In something of a surprise move, in the early 1960s Lyons joined the Katies fashion group. His business acumen turned Katies into a major fashion label and retail concern with stores across Australia. He became company chairman in 1971, when Bjelke-Petersen’s premiership was in its infancy.

Around that time, the Premier was addressing a business function in Brisbane when the Liberal-voting Lyons approached him afterwards. ‘I just wanted to tell you I’ve been watching you for a long time,’ Lyons told him. ‘I like you, your attitude and your policies. I’m on your side now, and I’m going to help you.’

It would be a mutually profitable friendship, but Lyons was not so revered with staff trying to get the Bjelke-Petersen Foundation off the ground. One staff member, who declined to be named, says Lyons was one of the first, and most persistent, at utilising the foundation for personal gain and that of his business associates and friends.

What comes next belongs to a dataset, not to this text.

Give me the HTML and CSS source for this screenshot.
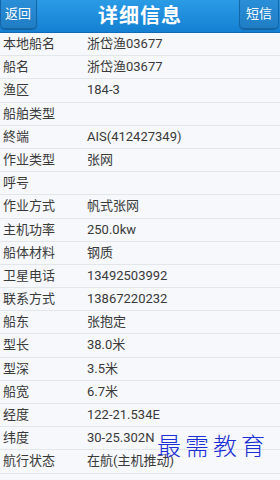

‘Every dodgy mate of Sir Edward Lyons was turning up,’ the staff member recalls. ‘He was not the sort of bloke you’d invite home for dinner. There were a few dust-ups with him. He was the most difficult bloke to work with.’

New Year’s Death

Commissioner Terry Lewis, after a long year, was looking forward to 33 days of annual leave, beginning Monday 1 January 1979.

Firstly, he had an appointment to see Dr. R.M. Goodwin for a check-up. He would lunch at the famed Milano’s Galleria, owned and operated by Gino Merlo, whose restaurant cellar contained over 30,000 bottles of wine, many from Italy, and some chardonnays from California. The dishes on the menu included ravioli stuffed with minced chicken and Moreton Bay bugs in cognac with macadamia nuts. It was the place to be ‘seen’ with the city’s politicians, businessmen and lawyers.

Lewis and his wife, Hazel, would then make their traditional pilgrimage to the Gold Coast. They would take lunch at Sea World with entrepreneur Keith Williams (who would, in the very near future, donate $25,000 to the Bjelke-Petersen Foundation) and have dinner at the Southport Yacht Club.